Enhanced Exchange Bias Effect by Modulating Relative Ratio of Magnetic Ions in Y2Co2−xMnxO6 (x = 1.0–1.9)

Abstract

It has recently been reported that the exchange bias (EB) phenomenon in double‐perovskite Y2CoMnO6 ceramic arises from additional antiferromagnetic (AFM) clusters formed by the anti‐sites of ionic disorders in the dominant ferromagnetic (FM) phase. To extensively examine the role of ionic orders and versatile magnetic interactions, we measure the magnetic properties of Y2Co2 − xMnxO6 (x = 1.0–1.9) compounds with different relative ratios of the magnetic ions. Upon increasing the ratio of Mn ions, the FM transition temperature is gradually lowered with a greatly enhanced EB effect for x ≥ 1.4. The measurement of heat capacity and AC magnetic susceptibility in the compound with x = 1.5 suggests the formation of magnetic cluster‐glass state from short‐range FM order with comparable AFM clusters generated by the formation of Mn3+–O2−–Mn3+ bonds.

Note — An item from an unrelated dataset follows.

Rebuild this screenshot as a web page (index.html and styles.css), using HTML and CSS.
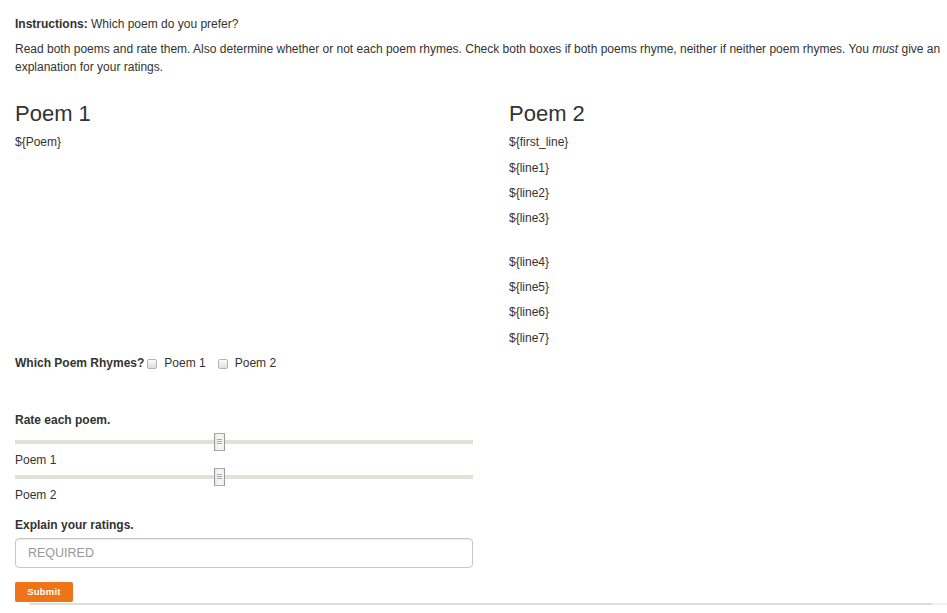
FILE: index.html
```html
<!DOCTYPE html>
<html lang="en">
<head>
<meta charset="utf-8">
<title>Which poem do you prefer?</title>
<link rel="stylesheet" href="styles.css">
</head>
<body>
<div class="page">
  <p class="line"><strong>Instructions:</strong> Which poem do you prefer?</p>
  <p class="line">Read both poems and rate them. Also determine whether or not each poem rhymes. Check both boxes if both poems rhyme, neither if neither poem rhymes. You <em>must</em> give an explanation for your ratings.</p>

  <div class="poems">
    <section class="poem">
      <h2 class="poem-title">Poem 1</h2>
      <p class="line">${Poem}</p>
    </section>
    <section class="poem">
      <h2 class="poem-title">Poem 2</h2>
      <p class="line">${first_line}</p>
      <p class="line">${line1}</p>
      <p class="line">${line2}</p>
      <p class="line">${line3}</p>
      <div class="stanza-gap"></div>
      <p class="line">${line4}</p>
      <p class="line">${line5}</p>
      <p class="line">${line6}</p>
      <p class="line">${line7}</p>
    </section>
  </div>

  <div class="rhymes">
    <strong>Which Poem Rhymes?</strong>
    <label class="check first"><input type="checkbox" class="box"><span>Poem 1</span></label>
    <label class="check"><input type="checkbox" class="box"><span>Poem 2</span></label>
  </div>

  <div class="form">
    <div class="label-strong">Rate each poem.</div>
    <div class="slider"><div class="track"></div><span class="handle" style="left:43.45%"><span class="grip"></span></span></div>
    <div class="slider-label">Poem 1</div>
    <div class="slider"><div class="track"></div><span class="handle" style="left:43.45%"><span class="grip"></span></span></div>
    <div class="slider-label">Poem 2</div>

    <div class="label-strong explain">Explain your ratings.</div>
    <input class="text-input" type="text" placeholder="REQUIRED">
    <button class="submit" type="button">Submit</button>
  </div>
  <div class="rule"></div>
</div>
</body>
</html>
```

FILE: styles.css
```css
html, body {
  margin: 0;
  padding: 0;
  background: #fff;
}
body {
  font-family: "Liberation Sans", Arial, sans-serif;
  font-size: 12px;
  line-height: 18px;
  color: #333;
}
.page {
  padding: 15px 0 0 15px;
  width: 926px;
}
.line {
  margin: 0 0 7.33px;
}
.poems {
  display: grid;
  grid-template-columns: 458px 1fr;
  column-gap: 36px;
}
.poem-title {
  margin: 18px 0 7.5px;
  font-size: 22px;
  font-weight: 400;
  line-height: 1.1;
  color: #333;
}
.stanza-gap {
  height: 18px;
}
.rhymes {
  display: flex;
  align-items: center;
  height: 18px;
}
.check {
  display: flex;
  align-items: center;
  margin-left: 12px;
}
.check.first {
  margin-left: 3px;
}
.box {
  appearance: none;
  -webkit-appearance: none;
  width: 10px;
  height: 10px;
  margin: 2px 7px 0 0;
  border: 1px solid #b5b5b5;
  border-radius: 2px;
  background: linear-gradient(#fbfbfb, #dedede);
  box-sizing: border-box;
}
.form {
  width: 458px;
  margin-top: 39px;
}
.label-strong {
  font-weight: bold;
}
.slider {
  position: relative;
  height: 18px;
  margin-top: 4px;
  display: flex;
  align-items: center;
}
.slider + .slider-label + .slider {
  margin-top: -1px;
}
.track {
  flex: 1;
  height: 4px;
  background: #e3dfd9;
}
.handle {
  position: absolute;
  top: 0;
  width: 11px;
  height: 18px;
  box-sizing: border-box;
  border: 1px solid #a9a9a9;
  border-left-color: #9a9a9a;
  border-right-color: #9a9a9a;
  background: linear-gradient(90deg, #e6e6e6, #f8f8f8 40%, #f0f0f0);
  display: flex;
  align-items: center;
  justify-content: center;
}
.grip {
  width: 5px;
  height: 5px;
  background: repeating-linear-gradient(#a8a8a8 0 1px, transparent 1px 2px);
}
.slider-label {
  height: 18px;
}
.explain {
  margin-top: 12px;
}
.text-input {
  display: block;
  width: 458px;
  height: 30px;
  margin-top: 4px;
  box-sizing: border-box;
  padding: 0 12px;
  border: 1px solid #c8c8c8;
  border-radius: 4px;
  box-shadow: inset 0 1px 1px rgba(0, 0, 0, 0.075);
  font-family: "Liberation Sans", Arial, sans-serif;
  font-size: 12.5px;
  color: #555;
}
.text-input::placeholder {
  color: #999;
}
.submit {
  display: block;
  width: 58px;
  height: 20px;
  margin-top: 14px;
  padding: 0;
  border: none;
  border-radius: 2px;
  background: #ee7417;
  color: #fff;
  font-family: "Liberation Sans", Arial, sans-serif;
  font-size: 9.5px;
  font-weight: bold;
  letter-spacing: 0.2px;
}
.rule {
  height: 2px;
  margin: 1px 0 0 15px;
  width: 917px;
  background: linear-gradient(90deg, #dddddd 0, #dddddd 902px, #f1f1f1 902px);
}
```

The dependence of the EB effect on the cooling field reveals the maximum EB field at 2 K to be HEB = 3.19 kOe. The large EB effect originates from the adjusted proportions of FM and AFM phases and the improved interfacial pinning of exchange coupling in the cluster‐glass state. Our results, based on intricate magnetic correlations and phases, provide essential clues for exploring suitable ceramic compounds for magnetic functional applications.